Pharma sales reps in the U.S. nearly doubled to 100,000 between 1996 and 2005 even though the number of practicing physicians rose by just 26%. If you observed the world of Pharma sales in a rear view mirror, growth was the name of the game. Today, Pharma sales forces are being downsized. The Wall St. Journal, for example, reports that Eli Lilly has cut its US sales force by 30% so far this year as it prepare for two of its biggest drugs – Cymbalta and Evista – to face generic competition. AstraZeneca announced it would cut 1,600 jobs over the next three years. There are a number of reasons why these companies are reducing the size of their sales forces. An important one is the mindset of Physicians. Some have had to increase the number of patients they see so they no longer have time to talk with sales reps. Others will refuse to see pharma reps even if they have the time.
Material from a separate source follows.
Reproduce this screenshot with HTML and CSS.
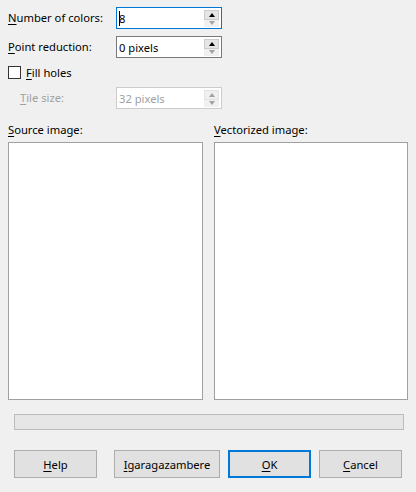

And a growing number of physicians prefer to receive their information online. On the other side of the table with fewer sales reps seeing physicians face-to-face, physicians have come to accept the new normal – fewer free office lunches, reduction in paid speaker programs, and cuts in dollars paid for pharmaceutical and marketing research. If you were to fast-forward to a picture of tomorrow these images are likely to be even more dramatically different. PWC identified seven major socio-economic trends that will have huge implications for the industry as a whole:
- The burden of chronic disease is soaring.
- Healthcare policy-makers and payers are increasingly mandating or influencing what doctors can prescribe.
- Pay-for-performance is on the rise.
- The boundaries between different forms of healthcare are blurring.
- The demand for medicines in the developing world is likely to grow rapidly.
- Many governments are beginning to focus on prevention rather than treatment although they’re not yet invested very much in pre-emptive measures.
- Regulators are becoming more risk-averse. Added to these trends is the observation that many physicians have no history of the past.
According to Dr. Robert Steinbrook at the Yale School of Medicine, “There are many more doctors-in-training over the last five to ten years who have trained in environments with less drug-industry involvement than comparable students might have had a decade earlier.” This all means how Pharma sale reps are selected and trained will need to look strikingly different as the future unfolds. Companies that crack the code on exactly how tomorrow’s sales force will provide value to physicians will have a distinct competitor advantage.